- _TASK OBJECTIVE_: Begin the copy with the line that contains "Give me the" and end it with the line that contains "import React from 'react';". Print these lines exactly and omit all pictures.

--- start of EXTRACTED RECORDS ---

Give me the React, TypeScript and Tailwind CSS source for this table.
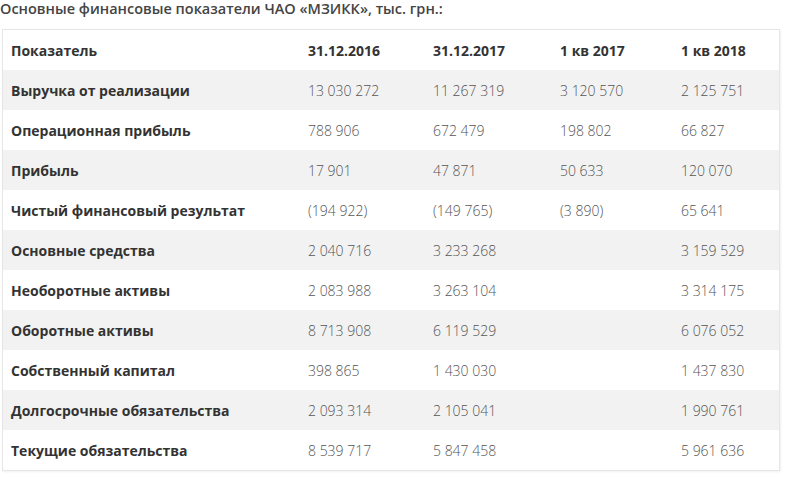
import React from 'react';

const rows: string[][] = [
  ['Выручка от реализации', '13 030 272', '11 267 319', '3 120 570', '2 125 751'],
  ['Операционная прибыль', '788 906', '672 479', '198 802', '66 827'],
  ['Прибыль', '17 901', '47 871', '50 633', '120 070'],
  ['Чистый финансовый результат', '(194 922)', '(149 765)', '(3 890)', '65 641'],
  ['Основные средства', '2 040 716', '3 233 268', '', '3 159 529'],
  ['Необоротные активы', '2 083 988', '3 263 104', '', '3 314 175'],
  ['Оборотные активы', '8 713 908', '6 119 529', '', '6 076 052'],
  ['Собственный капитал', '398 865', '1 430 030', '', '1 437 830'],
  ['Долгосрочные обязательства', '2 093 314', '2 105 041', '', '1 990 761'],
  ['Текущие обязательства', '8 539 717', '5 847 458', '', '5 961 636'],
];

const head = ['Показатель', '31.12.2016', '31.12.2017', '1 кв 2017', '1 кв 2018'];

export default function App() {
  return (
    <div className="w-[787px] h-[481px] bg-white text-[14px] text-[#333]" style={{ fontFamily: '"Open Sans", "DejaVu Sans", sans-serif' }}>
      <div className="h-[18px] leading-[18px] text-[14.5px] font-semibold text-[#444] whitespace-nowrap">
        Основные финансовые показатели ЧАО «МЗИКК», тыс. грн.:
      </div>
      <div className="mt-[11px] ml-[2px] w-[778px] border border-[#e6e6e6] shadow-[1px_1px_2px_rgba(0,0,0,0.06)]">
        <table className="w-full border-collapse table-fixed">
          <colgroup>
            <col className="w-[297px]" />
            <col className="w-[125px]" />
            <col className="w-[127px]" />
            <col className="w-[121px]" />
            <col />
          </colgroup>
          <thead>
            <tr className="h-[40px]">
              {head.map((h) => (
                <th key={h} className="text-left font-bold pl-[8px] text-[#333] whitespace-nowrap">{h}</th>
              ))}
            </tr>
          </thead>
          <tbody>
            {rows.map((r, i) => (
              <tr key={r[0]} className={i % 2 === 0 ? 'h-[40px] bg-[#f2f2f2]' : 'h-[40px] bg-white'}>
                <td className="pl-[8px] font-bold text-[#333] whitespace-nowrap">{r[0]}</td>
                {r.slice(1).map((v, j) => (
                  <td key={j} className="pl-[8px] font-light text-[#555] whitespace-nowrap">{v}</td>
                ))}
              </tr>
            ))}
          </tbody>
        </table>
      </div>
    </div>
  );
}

--- end of EXTRACTED RECORDS ---
--- start of EXTRACTED RECORDS ---

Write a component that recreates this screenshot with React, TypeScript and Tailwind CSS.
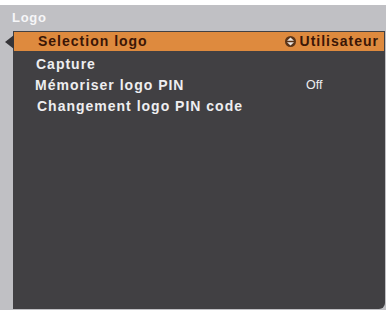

--- end of EXTRACTED RECORDS ---
--- start of EXTRACTED RECORDS ---

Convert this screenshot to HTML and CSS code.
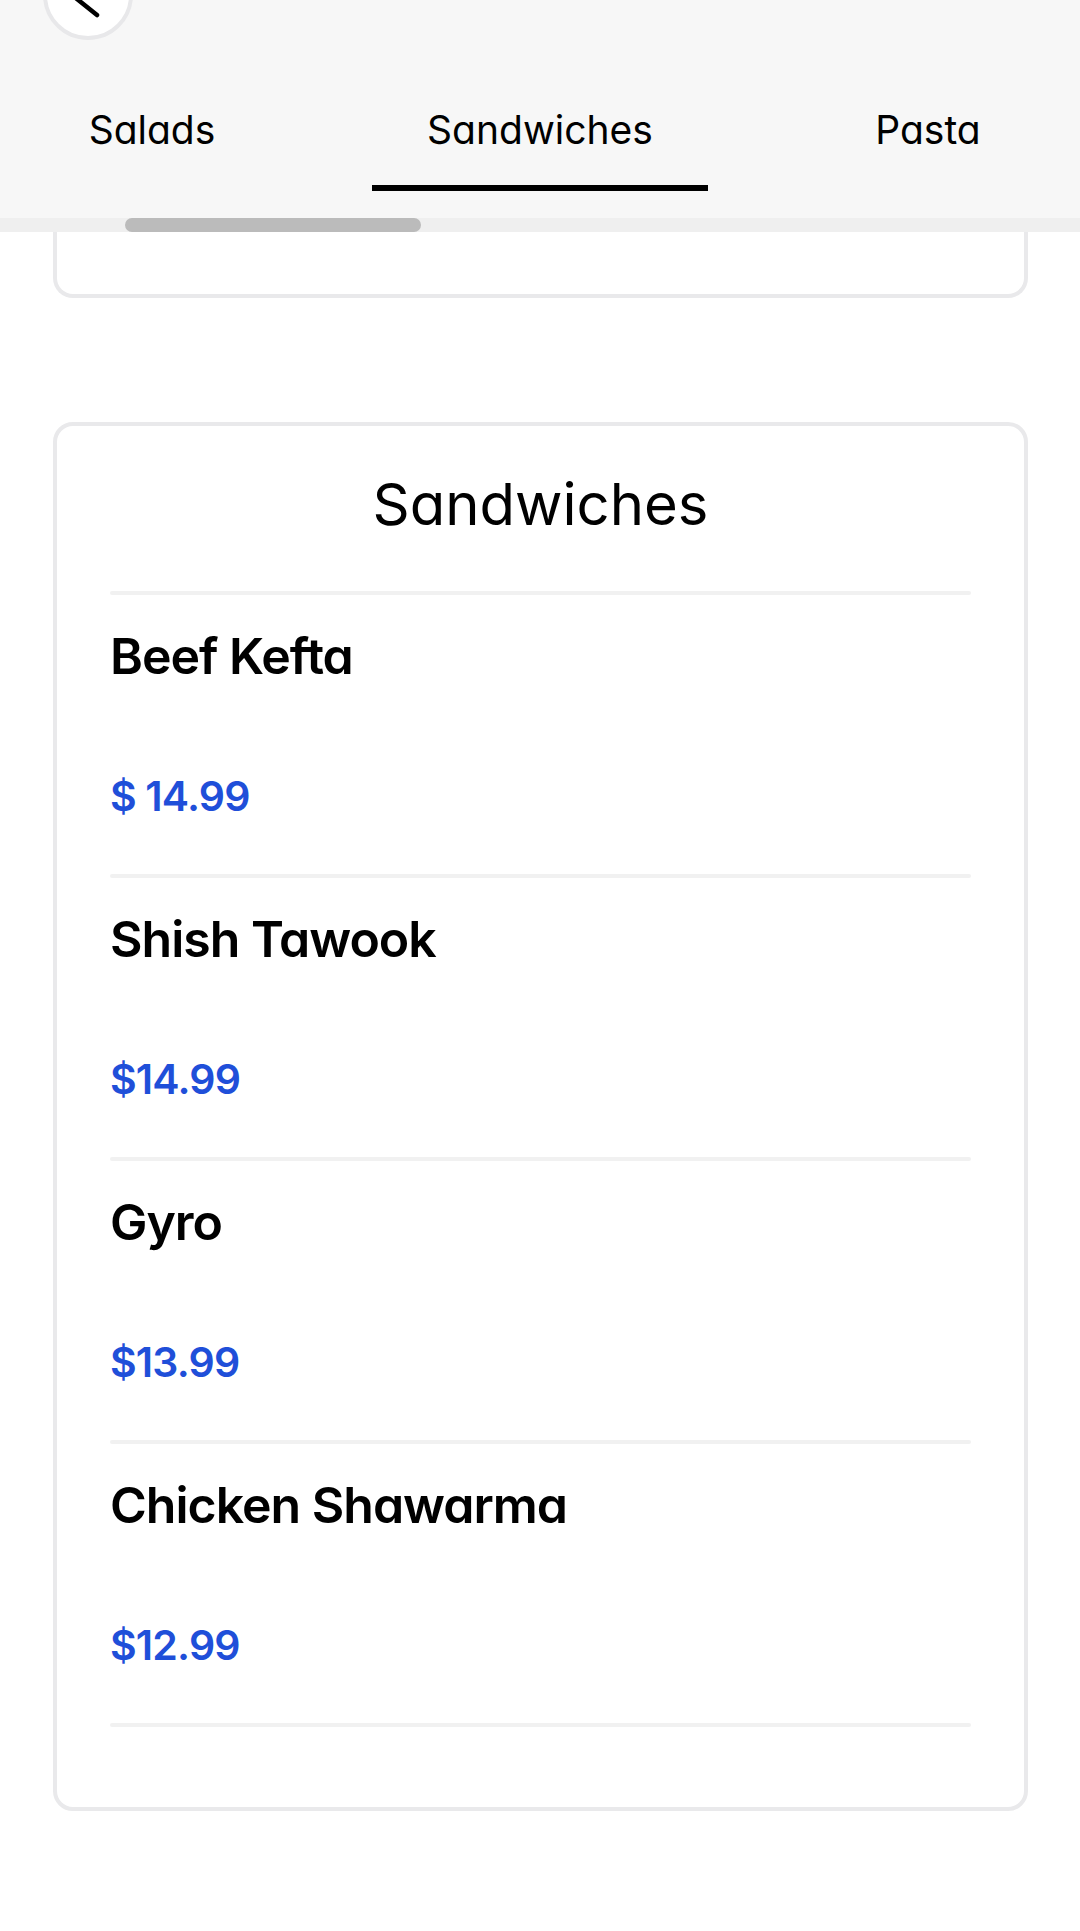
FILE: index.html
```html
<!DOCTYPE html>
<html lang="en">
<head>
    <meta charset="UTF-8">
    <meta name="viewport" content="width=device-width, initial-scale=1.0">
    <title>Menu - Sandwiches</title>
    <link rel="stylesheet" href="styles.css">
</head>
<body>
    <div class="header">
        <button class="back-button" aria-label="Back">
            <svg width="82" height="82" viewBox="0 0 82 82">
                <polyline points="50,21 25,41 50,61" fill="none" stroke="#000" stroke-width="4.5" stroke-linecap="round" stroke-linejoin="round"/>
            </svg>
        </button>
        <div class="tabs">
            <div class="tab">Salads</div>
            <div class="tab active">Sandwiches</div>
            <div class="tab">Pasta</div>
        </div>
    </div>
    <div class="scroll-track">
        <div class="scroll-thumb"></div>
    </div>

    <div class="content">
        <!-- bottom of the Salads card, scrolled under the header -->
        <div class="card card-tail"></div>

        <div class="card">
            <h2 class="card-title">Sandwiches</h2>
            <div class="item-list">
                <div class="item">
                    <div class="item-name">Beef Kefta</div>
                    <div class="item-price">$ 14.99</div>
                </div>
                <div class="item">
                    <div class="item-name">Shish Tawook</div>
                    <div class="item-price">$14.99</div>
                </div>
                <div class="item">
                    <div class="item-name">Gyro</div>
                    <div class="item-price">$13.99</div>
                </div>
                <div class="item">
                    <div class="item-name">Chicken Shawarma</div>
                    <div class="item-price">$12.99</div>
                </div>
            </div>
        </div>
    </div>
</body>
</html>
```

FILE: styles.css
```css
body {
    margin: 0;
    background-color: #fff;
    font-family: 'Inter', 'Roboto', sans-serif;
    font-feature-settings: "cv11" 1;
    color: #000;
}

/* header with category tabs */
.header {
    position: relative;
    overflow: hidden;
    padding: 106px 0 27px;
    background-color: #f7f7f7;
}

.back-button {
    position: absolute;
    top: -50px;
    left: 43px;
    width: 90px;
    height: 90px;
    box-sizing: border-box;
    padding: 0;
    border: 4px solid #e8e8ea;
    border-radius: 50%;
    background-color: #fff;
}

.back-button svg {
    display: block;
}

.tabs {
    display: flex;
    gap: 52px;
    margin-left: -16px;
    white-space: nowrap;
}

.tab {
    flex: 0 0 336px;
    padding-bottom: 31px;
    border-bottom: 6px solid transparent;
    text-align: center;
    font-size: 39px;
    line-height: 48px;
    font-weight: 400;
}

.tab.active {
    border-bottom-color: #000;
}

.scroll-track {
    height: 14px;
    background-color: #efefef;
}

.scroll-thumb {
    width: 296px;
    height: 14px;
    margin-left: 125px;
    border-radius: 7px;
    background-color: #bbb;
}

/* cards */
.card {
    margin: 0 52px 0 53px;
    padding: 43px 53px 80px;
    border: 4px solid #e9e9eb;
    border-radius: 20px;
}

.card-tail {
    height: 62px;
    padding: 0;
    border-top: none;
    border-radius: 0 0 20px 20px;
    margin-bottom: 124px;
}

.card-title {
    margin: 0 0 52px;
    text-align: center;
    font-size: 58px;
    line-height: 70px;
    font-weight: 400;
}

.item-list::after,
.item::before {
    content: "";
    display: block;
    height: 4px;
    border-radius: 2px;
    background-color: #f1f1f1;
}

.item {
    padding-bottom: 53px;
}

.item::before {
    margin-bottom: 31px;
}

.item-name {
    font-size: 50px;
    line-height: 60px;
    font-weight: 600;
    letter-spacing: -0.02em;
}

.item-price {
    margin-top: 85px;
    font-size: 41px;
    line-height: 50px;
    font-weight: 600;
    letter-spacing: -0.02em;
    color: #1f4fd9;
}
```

--- end of EXTRACTED RECORDS ---

- _TASK SOLUTION_:
Give me the React, TypeScript and Tailwind CSS source for this table.
import React from 'react';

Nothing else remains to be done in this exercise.